Alors, des gens font bien sûr demi-tour. Mais les nombreux qui restent découvrent que oui, manger des artichauts et des épinards produits par des agricultrices et des agriculteurs soucieux de la terre, du vivant, et de qualité, c'est bon et c'est nourrissant.
« Merci, nous avons l'impression d'avoir mangé chez nos grands-parents ». Antoine et Bianca se nourrissent de ce compliment régulier. Car mettre en pratique ce changement culturel a des coûts. Économiques : hors des canons habituels, il leur faut réaliser suffisamment de couverts pour pérenniser leur expérimentation. Humains : Antoine et Bianca donnent énormément de leur personne, comme pléthore de productrices et producteurs partout sur le territoire. Antoine a 42 ans. Il ne peut plus effectuer deux services par jour, essoré physiquement. Il ne s'est pas versé de salaire pendant des années. Il s'est précarisé pour ses idées, comme il dit.

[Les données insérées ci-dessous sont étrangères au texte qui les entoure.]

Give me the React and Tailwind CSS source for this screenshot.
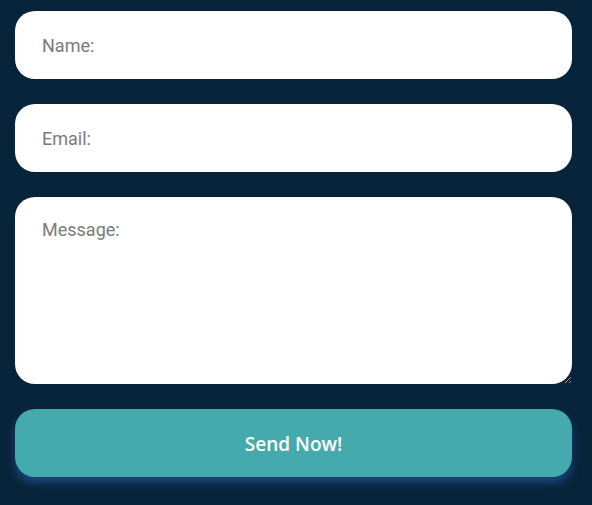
export default function App() {
  return (
    <div className="min-h-[505px] w-full bg-[#08243a] pl-[15px] pr-[20px] pt-[11px] pb-[28px]" style={{ fontFamily: 'Roboto, "Liberation Sans", sans-serif' }}>
      <form className="flex flex-col gap-[25px]" onSubmit={(e) => e.preventDefault()}>
        <input
          type="text"
          placeholder="Name:"
          className="h-[68px] w-full rounded-[20px] bg-white pl-[27px] pr-4 text-[18px] text-gray-700 placeholder:text-[#7a7a7a] outline-none"
        />
        <input
          type="email"
          placeholder="Email:"
          className="h-[68px] w-full rounded-[20px] bg-white pl-[27px] pr-4 text-[18px] text-gray-700 placeholder:text-[#7a7a7a] outline-none"
        />
        <textarea
          placeholder="Message:"
          className="block h-[187px] w-full rounded-[20px] bg-white pl-[27px] pr-4 pt-[21px] text-[18px] leading-[24px] text-gray-700 placeholder:text-[#7a7a7a] outline-none"
        />
        <button
          type="submit"
          className="h-[68px] w-full rounded-[20px] bg-[#45aaae] pt-[3px] text-[19px] font-semibold text-white shadow-[0_6px_8px_rgba(30,80,140,0.8)]"
          style={{ fontFamily: '"Open Sans", "Noto Sans", sans-serif' }}
        >
          Send Now!
        </button>
      </form>
    </div>
  );
}
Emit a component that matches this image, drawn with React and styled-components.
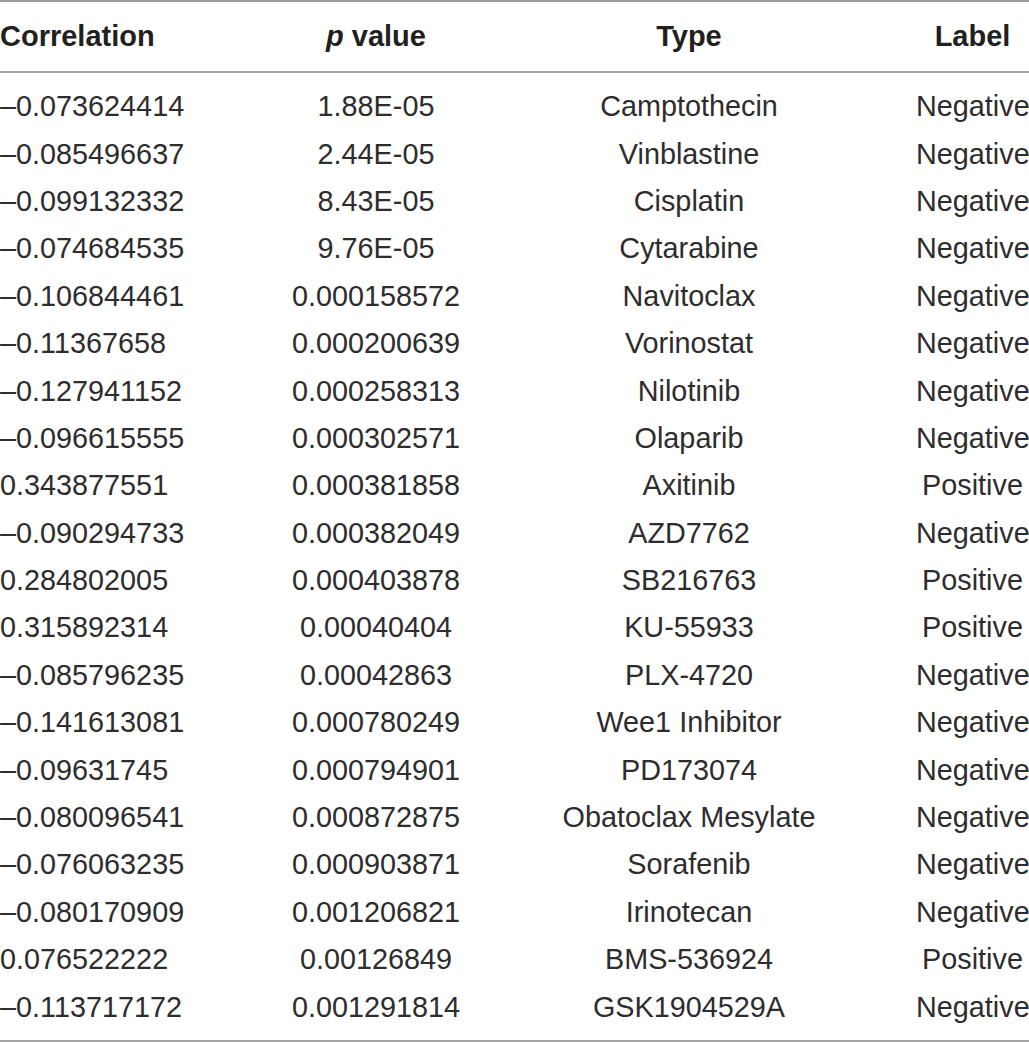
import React from 'react';
import styled, { createGlobalStyle } from 'styled-components';

const GlobalStyle = createGlobalStyle`
  html, body {
    margin: 0;
    padding: 0;
    background: #ffffff;
  }
  body {
    font-family: "Liberation Sans", Arial, sans-serif;
    color: #231f20;
  }
`;

const Table = styled.div`
  width: 1029px;
  border-top: 2px solid #9d9d9d;
  border-bottom: 2px solid #a3a3a3;
`;

const HeadRow = styled.div`
  display: grid;
  grid-template-columns: 260px 232px 394px 1fr;
  align-items: center;
  height: 69px;
  border-bottom: 2px solid #a8a8a8;
  font-size: 29px;
  font-weight: 700;
  color: #231f20;
`;

const Body = styled.div`
  padding: 10px 0 9px;
`;

const Row = styled.div`
  display: grid;
  grid-template-columns: 260px 232px 394px 1fr;
  align-items: center;
  height: 47.4px;
  font-size: 28.8px;
  color: #2e2c2d;
`;

const Cell = styled.div`
  text-align: ${p => p.$align || 'center'};
  white-space: nowrap;
  padding-left: ${p => (p.$last ? '30px' : '0')};
  width: ${p => (p.$last ? '113px' : 'auto')};
`;

const Ital = styled.span`
  font-style: italic;
`;

const rows = [
  ['\u20130.073624414', '1.88E-05', 'Camptothecin', 'Negative'],
  ['\u20130.085496637', '2.44E-05', 'Vinblastine', 'Negative'],
  ['\u20130.099132332', '8.43E-05', 'Cisplatin', 'Negative'],
  ['\u20130.074684535', '9.76E-05', 'Cytarabine', 'Negative'],
  ['\u20130.106844461', '0.000158572', 'Navitoclax', 'Negative'],
  ['\u20130.11367658', '0.000200639', 'Vorinostat', 'Negative'],
  ['\u20130.127941152', '0.000258313', 'Nilotinib', 'Negative'],
  ['\u20130.096615555', '0.000302571', 'Olaparib', 'Negative'],
  ['0.343877551', '0.000381858', 'Axitinib', 'Positive'],
  ['\u20130.090294733', '0.000382049', 'AZD7762', 'Negative'],
  ['0.284802005', '0.000403878', 'SB216763', 'Positive'],
  ['0.315892314', '0.00040404', 'KU-55933', 'Positive'],
  ['\u20130.085796235', '0.00042863', 'PLX-4720', 'Negative'],
  ['\u20130.141613081', '0.000780249', 'Wee1 Inhibitor', 'Negative'],
  ['\u20130.09631745', '0.000794901', 'PD173074', 'Negative'],
  ['\u20130.080096541', '0.000872875', 'Obatoclax Mesylate', 'Negative'],
  ['\u20130.076063235', '0.000903871', 'Sorafenib', 'Negative'],
  ['\u20130.080170909', '0.001206821', 'Irinotecan', 'Negative'],
  ['0.076522222', '0.00126849', 'BMS-536924', 'Positive'],
  ['\u20130.113717172', '0.001291814', 'GSK1904529A', 'Negative'],
];

function App() {
  return (
    <>
      <GlobalStyle />
      <Table>
        <HeadRow>
          <Cell $align="left">Correlation</Cell>
          <Cell><Ital>p</Ital> value</Cell>
          <Cell>Type</Cell>
          <Cell $last>Label</Cell>
        </HeadRow>
        <Body>
          {rows.map(r => (
            <Row key={r[2]}>
              <Cell $align="left">{r[0]}</Cell>
              <Cell>{r[1]}</Cell>
              <Cell>{r[2]}</Cell>
              <Cell $last>{r[3]}</Cell>
            </Row>
          ))}
        </Body>
      </Table>
    </>
  );
}

export default App;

Mais cet engagement pionnier, comme il en existe plein dans l'Hexagone, impulse un mouvement. Qui, progressivement, nous fait refuser la voiture pour vivre un autre mode de transport, à pied ou à vélo. Qui nous fait délaisser l'avion pour réinventer le mot tourisme et le voyage près de chez soi. Qui nous fait refuser l'entrecôte-frites pour nous laisser emporter par des plats simples et goûteux, à base de légumineuses et de légumes anciens.
Et qui nous place face à nous-mêmes et nos contradictions. À quoi sommes-nous prêts à renoncer pour créer, pas à pas, un autre monde désirable ?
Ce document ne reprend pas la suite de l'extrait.